Windows Installation

Python

  • Download and install Anaconda CE.
  • Use all of the defaults for installation except make sure to check Make Anaconda the default Python.

Editor

Notepad++ is a popular free code editor for Windows. Be aware that you must add its installation directory to your system path in order to launch it from the command line (or have other tools like Git launch it for you). Please ask your instructor to help you do this.

Firefox SQLite Plugin

Windows doesn't have sqlite3 available on the the command line, so we will use this plugin for Firefox instead.

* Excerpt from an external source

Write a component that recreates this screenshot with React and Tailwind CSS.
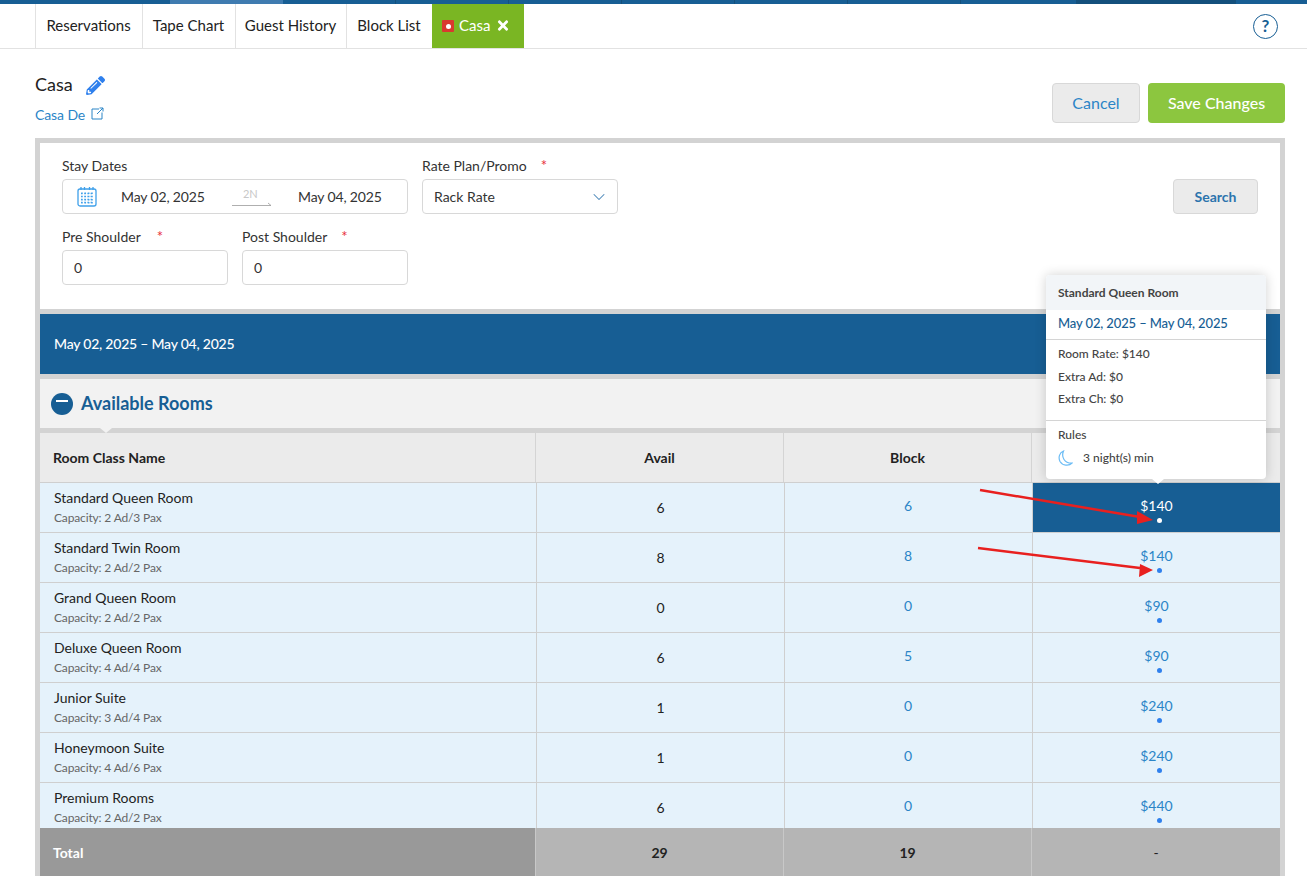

To install it:

  • Start Firefox.
  • Go to the plugin homepage.
  • Click the "Add Now" button.
  • Click "Install Now" on the dialog that appears after the download completes.
  • Restart Firefox when prompted.
  • Depending on Firefox version, either 1) Select "SQLite Manager" from the "Tools" menu or 2) Go to "customize" in main menu and drag SQLite into the menu.

Mac OS X Installation

Python

  • Download and install Anaconda CE.
  • Use all of the defaults for installation except make sure to check Make Anaconda the default Python.

Editor

We recommend Text Wrangler or Sublime Text. In a pinch, you can use nano or vi, which should be pre-installed.

Firefox SQLite Plugin

Instead of using sqlite3 from the command line, we will use this plugin for Firefox instead. To install it:

  • Start Firefox.
  • Go to the plugin homepage.
  • Click the "Add Now" button.
  • Click "Install Now" on the dialog that appears after the download completes.
  • Restart Firefox when prompted.
  • Depending on Firefox version, either 1) Select "SQLite Manager" from the "Tools" menu or 2) Go to "customize" in main menu and drag SQLite into the menu.